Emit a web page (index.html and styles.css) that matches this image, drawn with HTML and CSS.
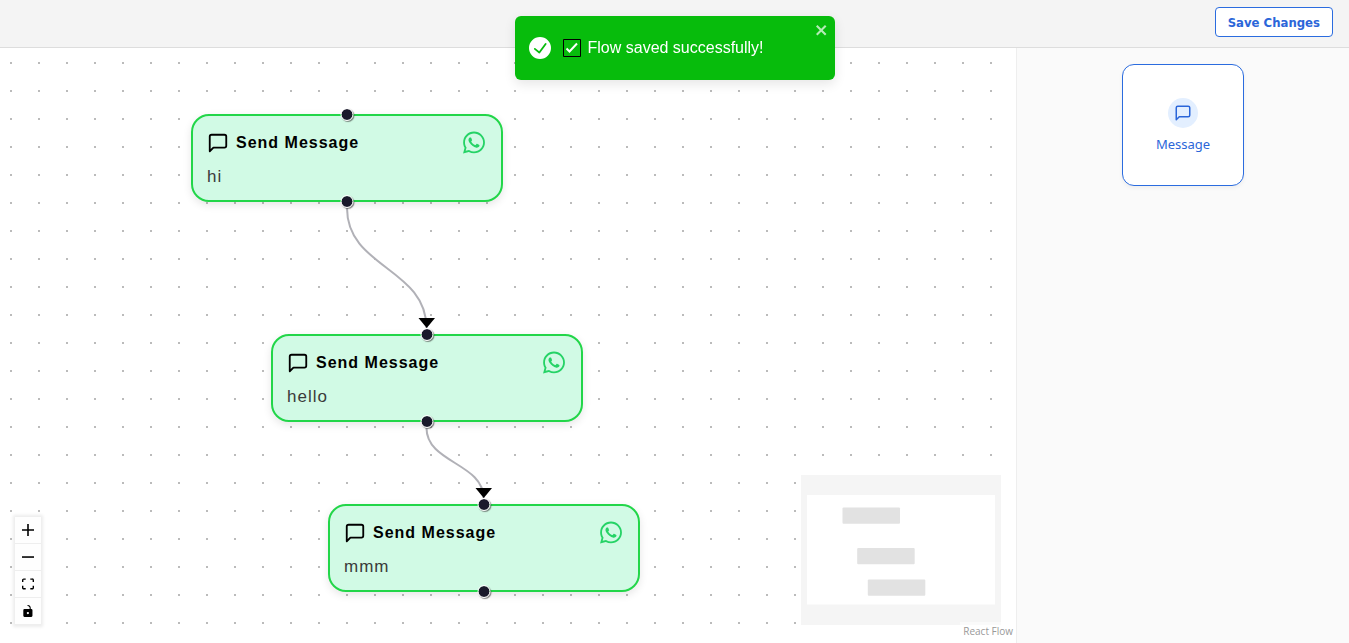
FILE: index.html
```html
<!DOCTYPE html>
<html lang="en">
<head>
<meta charset="utf-8">
<title>Flow builder</title>
<link rel="stylesheet" href="styles.css">
</head>
<body>
<svg class="defs" aria-hidden="true">
  <symbol id="message" viewBox="0 0 24 24"><path d="M21 15a2 2 0 0 1-2 2H7l-4 4V5a2 2 0 0 1 2-2h14a2 2 0 0 1 2 2z" fill="none" stroke="currentColor" stroke-width="2" stroke-linecap="round" stroke-linejoin="round"/></symbol>
  <symbol id="whatsapp" viewBox="0 0 448 512"><path fill="currentColor" d="M380.9 97.1C339 55.1 283.2 32 223.9 32c-122.4 0-222 99.6-222 222 0 39.1 10.2 77.3 29.6 111L0 480l117.7-30.9c32.4 17.7 68.9 27 106.1 27h.1c122.3 0 224.1-99.6 224.1-222 0-59.3-25.2-115-67.1-157zm-157 341.6c-33.200 0-65.700-8.900-94-25.700l-6.700-4-69.800 18.300L72 359.200l-4.400-7c-18.500-29.400-28.200-63.300-28.200-98.200 0-101.700 82.800-184.500 184.600-184.500 49.300 0 95.600 19.200 130.400 54.100 34.800 34.900 56.200 81.200 56.100 130.500 0 101.800-84.900 184.600-186.600 184.600zm101.200-138.200c-5.500-2.800-32.800-16.200-37.900-18-5.100-1.900-8.800-2.800-12.500 2.800-3.700 5.600-14.300 18-17.600 21.800-3.200 3.700-6.500 4.200-12 1.400-32.600-16.300-54-29.100-75.500-66-5.700-9.800 5.700-9.100 16.300-30.300 1.800-3.700.9-6.900-.5-9.700-1.400-2.800-12.500-30.100-17.100-41.200-4.500-10.800-9.100-9.300-12.500-9.500-3.200-.2-6.900-.2-10.600-.2-3.700 0-9.700 1.400-14.800 6.900-5.100 5.600-19.400 19-19.400 46.300 0 27.300 19.900 53.700 22.600 57.400 2.800 3.700 39.100 59.700 94.800 83.800 35.200 15.200 49 16.500 66.600 13.900 10.700-1.600 32.800-13.400 37.400-26.400 4.600-13 4.600-24.100 3.200-26.400-1.300-2.500-5-3.900-10.500-6.600z"/></symbol>
</svg>
<header class="topbar"><button class="save" type="button">Save Changes</button></header>
<div class="workspace">
  <main class="canvas">
    <svg class="edges" aria-hidden="true">
      <path class="edge" d="M347 160C347 220 426.500 220 426.500 280"/>
      <path class="edge" d="M426.500 380C426.500 415 483.500 415 483.500 450"/>
      <path d="M418.500 270h16.500l-8.250 10z"/>
      <path d="M475.500 440h16.500l-8.250 10z"/>
    </svg>
    <article class="node node-first">
      <span class="handle handle-top"></span>
      <div class="node-head"><svg class="node-icon"><use href="#message"/></svg><strong>Send Message</strong><svg class="wa-icon"><use href="#whatsapp"/></svg></div>
      <div class="node-body">hi</div>
      <span class="handle handle-bottom"></span>
    </article>
    <article class="node node-second">
      <span class="handle handle-top"></span>
      <div class="node-head"><svg class="node-icon"><use href="#message"/></svg><strong>Send Message</strong><svg class="wa-icon"><use href="#whatsapp"/></svg></div>
      <div class="node-body">hello</div>
      <span class="handle handle-bottom"></span>
    </article>
    <article class="node node-third">
      <span class="handle handle-top"></span>
      <div class="node-head"><svg class="node-icon"><use href="#message"/></svg><strong>Send Message</strong><svg class="wa-icon"><use href="#whatsapp"/></svg></div>
      <div class="node-body">mmm</div>
      <span class="handle handle-bottom"></span>
    </article>
    <div class="controls">
      <button type="button" aria-label="Zoom in"><svg viewBox="0 0 32 32"><path d="M32 18.133H18.133V32h-4.266V18.133H0v-4.266h13.867V0h4.266v13.867H32z"/></svg></button>
      <button type="button" aria-label="Zoom out"><svg viewBox="0 0 32 32"><path d="M0 14h32v4.200H0z"/></svg></button>
      <button type="button" aria-label="Fit view"><svg viewBox="0 0 32 30"><path d="M3.692 4.630c0-.530.400-.938.939-.938h5.215V0H4.708C2.130 0 0 2.054 0 4.630v5.216h3.692V4.631zM27.354 0h-5.200v3.692h5.170c.530 0 .984.400.984.939v5.215H32V4.631A4.624 4.624 0 0 0 27.354 0zm.954 24.830c0 .532-.400.940-.939.940h-5.215v3.768h5.215c2.577 0 4.631-2.130 4.631-4.707v-5.139h-3.692v5.139zm-23.677.940a.919.919 0 0 1-.939-.940v-5.138H0v5.139c0 2.577 2.130 4.707 4.708 4.707h5.138V25.770H4.631z"/></svg></button>
      <button type="button" aria-label="Toggle interactivity"><svg viewBox="0 0 25 32"><path d="M21.333 10.667H19.810V7.619C19.810 3.429 16.380 0 12.190 0c-4.114 1.828-1.370 2.133.305 2.438 1.676.305 4.420 2.590 4.420 5.181v3.048H3.047A3.056 3.056 0 0 0 0 13.714v15.238A3.056 3.056 0 0 0 3.048 32h18.285a3.056 3.056 0 0 0 3.048-3.048V13.714a3.056 3.056 0 0 0-3.048-3.047zM12.190 24.533a3.056 3.056 0 0 1-3.047-3.047 3.056 3.056 0 0 1 3.048-3.048 3.056 3.056 0 0 1 3.048 3.048 3.056 3.056 0 0 1-3.048 3.047z"/></svg></button>
    </div>
    <svg class="minimap" viewBox="0 0 200 150" role="img" aria-label="Mini map">
      <rect width="200" height="150" fill="#f5f5f5"/>
      <rect x="6" y="20" width="188" height="109.500" fill="#fff"/>
      <g fill="#e2e2e2"><rect x="41.500" y="32.500" width="57.500" height="16.300" rx="1"/><rect x="56.200" y="73" width="57.500" height="16.300" rx="1"/><rect x="66.800" y="104.500" width="57.500" height="16.300" rx="1"/></g>
    </svg>
    <a class="attribution" href="#">React Flow</a>
  </main>
  <aside class="sidebar">
    <button class="card" type="button"><span class="badge"><svg><use href="#message"/></svg></span>Message</button>
  </aside>
</div>
<div class="toast" role="alert">
  <svg class="toast-icon" viewBox="0 0 24 24"><path fill="#fff" d="M12 0a12 12 0 1 0 12 12A12.014 12.014 0 0 0 12 0zm6.927 8.200l-6.845 9.289a1.011 1.011 0 0 1-1.430.188l-4.888-3.908a1 1 0 1 1 1.250-1.562l4.076 3.261 6.227-8.451a1 1 0 1 1 1.610 1.183z"/></svg>
  <svg class="tick" viewBox="0 0 18 18" role="img" aria-label="Done"><path d="M.5.500h17v17H.500z" fill="none" stroke="#000"/><path d="M3.500 9.500l3 3L14 4.500" fill="none" stroke="#fff" stroke-width="2"/></svg>
  <span>Flow saved successfully!</span>
  <button class="close" type="button" aria-label="Close"><svg viewBox="0 0 14 16"><path fill-rule="evenodd" d="M7.710 8.230l3.750 3.750-1.480 1.480-3.750-3.750-3.750 3.750L1 11.980l3.750-3.750L1 4.480 2.480 3l3.750 3.750L9.980 3l1.480 1.480-3.750 3.750z"/></svg></button>
</div>
</body>
</html>
```
FILE: styles.css
```css
* { box-sizing: border-box; }
body {
  margin: 0;
  min-height: 100vh;
  display: flex;
  flex-direction: column;
  font-family: "Noto Sans", sans-serif;
}
svg { display: block; flex: none; }
button { font-family: inherit; cursor: pointer; }
.defs { position: absolute; width: 0; height: 0; }

.topbar {
  display: flex;
  justify-content: flex-end;
  padding: 7px 16px 10px;
  background: #f4f4f4;
  border-bottom: 1px solid #ddd;
}
.save {
  height: 30px;
  padding: 0 12px;
  border: 1px solid #2b6cdf;
  border-radius: 4px;
  background: #fff;
  color: #2b66d9;
  font-family: "DejaVu Sans Condensed", "DejaVu Sans", sans-serif;
  font-size: 13px;
  font-weight: 700;
}

.workspace { flex: 1; display: flex; }
.canvas {
  position: relative;
  flex: 1;
  overflow: hidden;
  background: #fff radial-gradient(circle at 11px 15px, #bbb 0, #bbb 1px, transparent 1px) 0 0 / 28px 28px;
}
.sidebar {
  width: 333px;
  padding: 16px;
  display: flex;
  justify-content: center;
  align-items: flex-start;
  border-left: 1px solid #eee;
  background: #fafafa;
}
.card {
  width: 122px;
  height: 122px;
  display: flex;
  flex-direction: column;
  align-items: center;
  justify-content: center;
  gap: 7px;
  border: 1px solid #2b6cdf;
  border-radius: 12px;
  background: #fff;
  box-shadow: 0 2px 4px rgba(0, 0, 0, .05);
  color: #2b66d9;
  font-size: 13px;
}
.badge {
  display: grid;
  place-items: center;
  width: 30px;
  height: 30px;
  border-radius: 50%;
  background: #e3efff;
}
.badge svg { width: 18px; height: 18px; }

.edges { position: absolute; inset: 0; width: 100%; height: 100%; }
.edge { fill: none; stroke: #b1b1b7; stroke-width: 2; }

.node {
  position: absolute;
  width: 312px;
  padding: 14px 15px 13px 14px;
  border: 2px solid #22d649;
  border-radius: 18px;
  background: #d1fae5;
  box-shadow: 0 3px 8px rgba(0, 0, 0, .1);
  font-family: "Liberation Sans", Arial, sans-serif;
  font-size: 17px;
  letter-spacing: 1px;
}
.node-first { left: 191px; top: 66px; }
.node-second { left: 271px; top: 286px; }
.node-third { left: 328px; top: 456px; }
.node-head { display: flex; align-items: center; gap: 7px; height: 25px; }
.node-head strong { flex: 1; font-size: 16px; }
.node-icon { width: 22px; height: 22px; }
.wa-icon { width: 24px; height: 25px; color: #25d366; }
.node-body { margin-top: 12px; line-height: 20px; color: #3a3a3a; }
.handle {
  position: absolute;
  left: 50%;
  width: 13px;
  height: 13px;
  border: 1px solid #fff;
  border-radius: 50%;
  background: #1a192b;
  background-clip: padding-box;
  box-shadow: 1px 1px 1px rgba(60, 60, 60, .6);
  transform: translateX(-50%);
}
.handle-top { top: -8px; }
.handle-bottom { bottom: -8px; }

.controls {
  position: absolute;
  left: 15px;
  bottom: 18px;
  width: 26px;
  box-shadow: 0 0 3px 2px rgba(0, 0, 0, .08);
}
.controls button {
  display: grid;
  place-items: center;
  width: 100%;
  height: 27px;
  padding: 0;
  border: 0;
  border-bottom: 1px solid #eee;
  background: #fefefe;
}
.controls svg { width: 12px; height: 12px; }
.minimap { position: absolute; right: 15px; bottom: 18px; width: 200px; height: 150px; }
.attribution {
  position: absolute;
  right: 0;
  bottom: 3px;
  padding: 2px 3px;
  background: rgba(255, 255, 255, .5);
  color: #999;
  font-family: "Open Sans", sans-serif;
  font-size: 10px;
  line-height: 14px;
  text-decoration: none;
}

.toast {
  position: fixed;
  top: 16px;
  left: 50%;
  width: 320px;
  height: 64px;
  padding: 0 14px;
  display: flex;
  align-items: center;
  transform: translateX(-50%);
  border-radius: 6px;
  background: #07bc0c;
  box-shadow: 0 4px 12px rgba(0, 0, 0, .1);
  color: #fff;
  font-family: "Liberation Sans", Arial, sans-serif;
  font-size: 16px;
}
.toast-icon { width: 22px; height: 22px; margin-right: 12px; }
.tick { width: 18px; height: 18px; margin-right: 7px; }
.close {
  position: absolute;
  top: 6px;
  right: 6px;
  padding: 0;
  border: 0;
  background: none;
  color: #fff;
  opacity: .7;
}
.close svg { width: 14px; height: 16px; fill: currentColor; }
```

........

# [YOUR INSTRUCTIONS]
Scan the listing above and copy all lines containing the word "index".

# [EXERCISE SOLUTION]
Emit a web page (index.html and styles.css) that matches this image, drawn with HTML and CSS.
FILE: index.html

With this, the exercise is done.